Good Teachers Get Promoted Away from Those Who Need Them Most
These still do not solve the problem. Why not?
Teacher quality varies from one individual to the next. And teachers are paid based on years of experience rather than actual levels of quality. The result? Since the best teachers are not rewarded with pay, they are rewarded with an easier job. The highest quality teachers move to the schools with advantaged students that are relatively easy to educate. Unfortunately, this means that the least advantaged students are stuck with the worst teachers.
Clearly, this only works to exacerbate educational inequality.
One way to reverse this trend is to financially reward high-quality teachers for going to schools that serve disadvantaged groups. Another way would be to offer bonuses for teachers that improve student learning over time. However, sadly, both of these reforms would also likely fail to address the problem of inequity in the system of government-run schools. There are a couple of reasons for this:
In the current system, experts would need to come up with a measure of teacher quality. The measure that is currently preferred by the state is standardized test scores, which are not strong predictors of long-term success. Rewarding teachers based on test scores could actually harm students that need character development. Disadvantaged children coming from single-parent families, or households that do not have the time to focus on behavioral development, would be harmed the most by such policies.
In order for such reforms to pass – and persist – constituents need political power. Low income and minority families are less likely to the have political power necessary to implement targeted programs.
The best way to solve the educational inequality issue is to remove pieces of the education system from the democratic process. Over and over again, democracy has proven to work wonders for politically powerful groups, but not for minorities with less social capital.

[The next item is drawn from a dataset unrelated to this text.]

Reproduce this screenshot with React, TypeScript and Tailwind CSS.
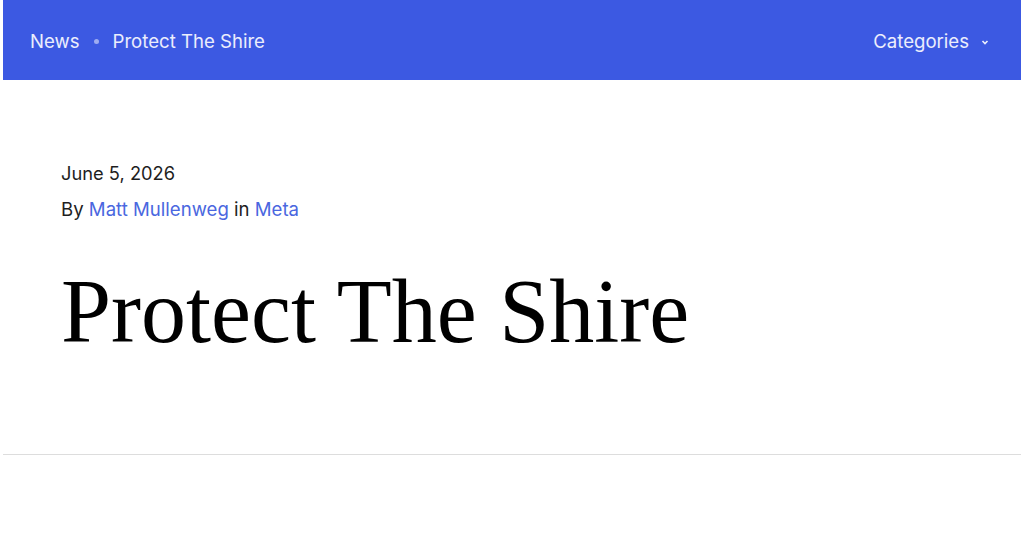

The Separation of School and State
A universal private school choice program would benefit the least advantaged children more than anyone. As Milton Friedman and other education scholars – including myself – have pointed out, while governments may have an incentive to fund schools, it does not necessarily follow that governments should operate them.
A system of private school choice – in the form on tax-credit scholarships, school vouchers, or education savings accounts – would give low-income families an opportunity that is currently reserved for high-income families: the option to attend a private school of choice that works for their children.
And a universal private school choice program would benefit the least advantaged children more than anyone, as large amounts of educational demand are necessary to entice educational entrepreneurs to start high-quality schools. When new private schools open, competitive pressures drive tuition levels downward, and parental choices drive school quality levels upward.
Since disadvantaged families do not have substantial amounts of wealth, and rich families already have access to high-quality schools, universal private school choice programs would benefit the least advantaged students the most, and, in turn, would reverse black-white achievement gaps.